This is my two cents and commentary for the day.
Living here on Long Island which is very close to NYC- well we share the island with Queens and Brooklyn- we are very accustomed to newly arrived immigrants (hence the popular tshirt, "Welcome to NY. Now Go Home"). I'm a first generation American on my mother's side and our family get togethers always reminded me of a Woody Allen movie as she was raised on the lower east side of Manhattan where no one spoke the same language as their neighbors and they grew up rather quirky. I usually prefer foreigners to home grown jaded types like myself and on my father's side of the family.
I'm used to people not understanding English and I am amused by it except when I am dealing with airport security. Isn't it funny though that the foreigners who can barely eek out a sentence in English work for the TSA when you're about to miss a flight? My opinion on foreigners is not popular around here in the once very white, Christian and some Jews neighborhood, but what the hell. It's only my opinion.
I meet people all the time who are simply petrified of all the foreign born citizens who own shops. I tell them to open a shop then. Heck no. Ick. Well someone's gotta be willing to work long hours so we can get our Chinese food and pizza 24 hours a day, pick up our laundry and get gasoline in the middle of the night and man the convenience stores 365 days a year. We're sooo spoiled by the willingness of some people to work odd hours and yet we don't appreciate why we have the luxury to shop for fresh produce when others are sleeping.
I used to tell foreigners about big sky country out west and that those states needed some more population in order to make their Senate seats less repugnant to those of us who are literally squished yet open minded. I am not averse to new people at all, but the traffic here is unquestionably a nightmare. The island wasn't originally developed to handle such a load. It was potato fields and vacation homes pre WWII. We have Parkways. They are tree lined, winding roads and rather narrow. They were intended for Sunday drives, not commuting millions of people every day. At every curve, commuters slam on their brakes. Talk about ripping your hair out while driving. There is only one expressway and it's loaded with trucks.

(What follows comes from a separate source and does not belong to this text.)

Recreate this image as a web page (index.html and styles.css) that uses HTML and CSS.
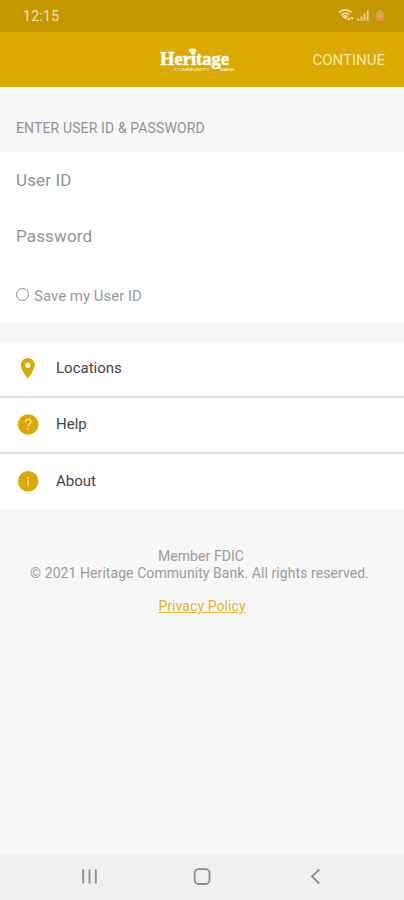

There is nary a square acre of land that hasn't been developed. Our electricity and water is always under a strain and no one wants a new bridge in their backyard so that we can easily head to the mainland for a little open land. If it weren't for all the coastal recreation areas not more than 10 miles away from anywhere, it would be a living hell. And of course, there's a strip mall every mile or so.
I enjoy the local "color" and all, but this is a big land we live in and I think people ought to spread out more. Including me. As many of you know, I have my sights set on Arizona because there is still lots of space, you can really see the stars, I can understand Spanish, adore Frida Kahlo and it's warm there. Unfortunately the water situation concerns me. So we'll see. I also love New Hampshire but everyone looks the same there and it's unnerving- not to mention that there are towns where everyone has the same last name and they all look like they just walked into a wall and are stunned. I can't describe it any other way. But most of southern New Hampshire is absolutely delightful, the boringly same-looking folks are friendly and the mountain areas are gorgeous. The coast of Maine is enchanting but I can no longer afford $$ to think about moving there.
Imagine my surprise to read that foreigners are now more likely to settle in other states than the ever popular, Florida, New Jersey, California, New York, etc. I never wished that foreigners would infiltrate the southeast, but hey they could use some new blood too- unfortunately most of the immigrants headed there are undocumented though. Oh well. They'll learn to deal. The documented immigrants will soon follow.
On my block alone, some of my neighbors hail from Italy, Palestine, South America, India, Spain and God only knows where else because we haven't figured out how to communicate yet except to wave. My best friend came here with no money but worked at any job he could until he could learn the language enough, save enough money to buy a house within 2 years and work in the engineering field he was trained for in the old country. Good lord, but people really do strive for the American dream. The shop owners are mostly from Korea, China, Italy, Central America, Pakistan and Turkey. Try to get your hair cut from a non-Italian. Nice folks, all of them. They work 18 hour days and make the working class, "born here" Americans look bad. I sometimes wonder if that's why the home growns resent the new comers.